**Given records**
**********
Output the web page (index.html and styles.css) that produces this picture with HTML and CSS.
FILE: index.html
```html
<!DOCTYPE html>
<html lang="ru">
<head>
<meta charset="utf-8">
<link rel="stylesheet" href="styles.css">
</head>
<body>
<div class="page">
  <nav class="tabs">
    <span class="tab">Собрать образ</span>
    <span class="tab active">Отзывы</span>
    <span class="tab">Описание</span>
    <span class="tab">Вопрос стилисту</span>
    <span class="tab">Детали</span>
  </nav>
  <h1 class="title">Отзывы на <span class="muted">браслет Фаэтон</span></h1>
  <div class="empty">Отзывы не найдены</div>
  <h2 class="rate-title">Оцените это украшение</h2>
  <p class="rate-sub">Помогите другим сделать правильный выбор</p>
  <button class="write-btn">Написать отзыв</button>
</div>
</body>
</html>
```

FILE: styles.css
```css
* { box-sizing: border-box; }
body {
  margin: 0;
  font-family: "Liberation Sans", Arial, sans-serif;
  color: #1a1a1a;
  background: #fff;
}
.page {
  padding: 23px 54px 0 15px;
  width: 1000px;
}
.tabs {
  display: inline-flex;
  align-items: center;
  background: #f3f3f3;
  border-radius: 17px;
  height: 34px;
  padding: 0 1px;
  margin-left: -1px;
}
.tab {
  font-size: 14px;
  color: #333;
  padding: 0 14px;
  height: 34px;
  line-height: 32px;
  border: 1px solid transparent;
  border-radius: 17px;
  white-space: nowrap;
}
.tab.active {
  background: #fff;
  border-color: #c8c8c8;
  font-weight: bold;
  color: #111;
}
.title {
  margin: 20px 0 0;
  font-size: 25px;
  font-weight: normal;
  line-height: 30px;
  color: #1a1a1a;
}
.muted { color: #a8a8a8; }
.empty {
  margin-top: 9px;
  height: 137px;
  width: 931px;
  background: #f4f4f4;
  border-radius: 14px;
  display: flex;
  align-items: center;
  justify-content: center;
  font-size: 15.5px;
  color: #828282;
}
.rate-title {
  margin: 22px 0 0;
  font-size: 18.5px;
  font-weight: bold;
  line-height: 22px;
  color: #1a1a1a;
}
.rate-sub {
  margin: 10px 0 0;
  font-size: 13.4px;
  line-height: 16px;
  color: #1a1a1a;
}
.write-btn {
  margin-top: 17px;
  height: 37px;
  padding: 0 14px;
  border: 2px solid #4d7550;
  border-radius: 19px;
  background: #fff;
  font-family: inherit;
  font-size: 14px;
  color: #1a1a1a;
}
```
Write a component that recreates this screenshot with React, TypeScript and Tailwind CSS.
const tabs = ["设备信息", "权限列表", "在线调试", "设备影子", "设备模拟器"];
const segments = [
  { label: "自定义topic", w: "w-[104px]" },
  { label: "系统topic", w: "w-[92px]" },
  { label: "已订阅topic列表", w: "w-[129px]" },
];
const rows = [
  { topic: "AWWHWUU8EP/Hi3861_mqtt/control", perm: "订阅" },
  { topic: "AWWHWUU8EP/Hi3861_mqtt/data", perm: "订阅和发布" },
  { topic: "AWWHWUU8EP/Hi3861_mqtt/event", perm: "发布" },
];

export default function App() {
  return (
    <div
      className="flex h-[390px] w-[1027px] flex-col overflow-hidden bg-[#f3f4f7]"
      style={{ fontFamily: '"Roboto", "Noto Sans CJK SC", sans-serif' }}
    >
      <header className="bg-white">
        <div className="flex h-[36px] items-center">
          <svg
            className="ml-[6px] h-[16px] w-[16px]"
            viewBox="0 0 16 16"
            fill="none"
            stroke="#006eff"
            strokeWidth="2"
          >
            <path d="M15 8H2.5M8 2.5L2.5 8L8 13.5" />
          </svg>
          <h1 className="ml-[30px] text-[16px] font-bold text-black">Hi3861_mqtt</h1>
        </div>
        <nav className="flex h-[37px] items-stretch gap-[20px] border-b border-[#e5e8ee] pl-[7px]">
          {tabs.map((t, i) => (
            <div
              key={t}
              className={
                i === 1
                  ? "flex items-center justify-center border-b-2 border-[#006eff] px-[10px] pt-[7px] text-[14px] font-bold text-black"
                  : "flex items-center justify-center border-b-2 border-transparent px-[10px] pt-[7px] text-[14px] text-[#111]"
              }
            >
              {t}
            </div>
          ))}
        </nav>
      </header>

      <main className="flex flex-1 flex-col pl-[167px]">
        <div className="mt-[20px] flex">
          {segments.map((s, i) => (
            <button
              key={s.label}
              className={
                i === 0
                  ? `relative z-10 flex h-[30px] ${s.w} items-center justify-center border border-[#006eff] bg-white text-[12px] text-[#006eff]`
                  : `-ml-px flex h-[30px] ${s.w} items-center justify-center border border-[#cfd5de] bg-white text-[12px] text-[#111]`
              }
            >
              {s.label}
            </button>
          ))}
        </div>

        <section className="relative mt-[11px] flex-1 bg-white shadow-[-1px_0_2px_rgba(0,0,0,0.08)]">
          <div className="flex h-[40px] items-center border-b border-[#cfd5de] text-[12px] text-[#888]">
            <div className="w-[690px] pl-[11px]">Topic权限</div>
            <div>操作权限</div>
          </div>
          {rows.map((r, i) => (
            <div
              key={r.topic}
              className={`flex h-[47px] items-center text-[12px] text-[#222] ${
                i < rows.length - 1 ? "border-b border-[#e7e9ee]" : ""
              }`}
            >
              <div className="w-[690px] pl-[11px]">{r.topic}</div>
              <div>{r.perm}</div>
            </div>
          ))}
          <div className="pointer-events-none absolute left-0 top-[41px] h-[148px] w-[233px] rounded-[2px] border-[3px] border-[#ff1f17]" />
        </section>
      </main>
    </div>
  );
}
**********
**Given request**
Pull out each line of the entries that contains "styles".

**Answer below**
Output the web page (index.html and styles.css) that produces this picture with HTML and CSS.
<link rel="stylesheet" href="styles.css">
FILE: styles.css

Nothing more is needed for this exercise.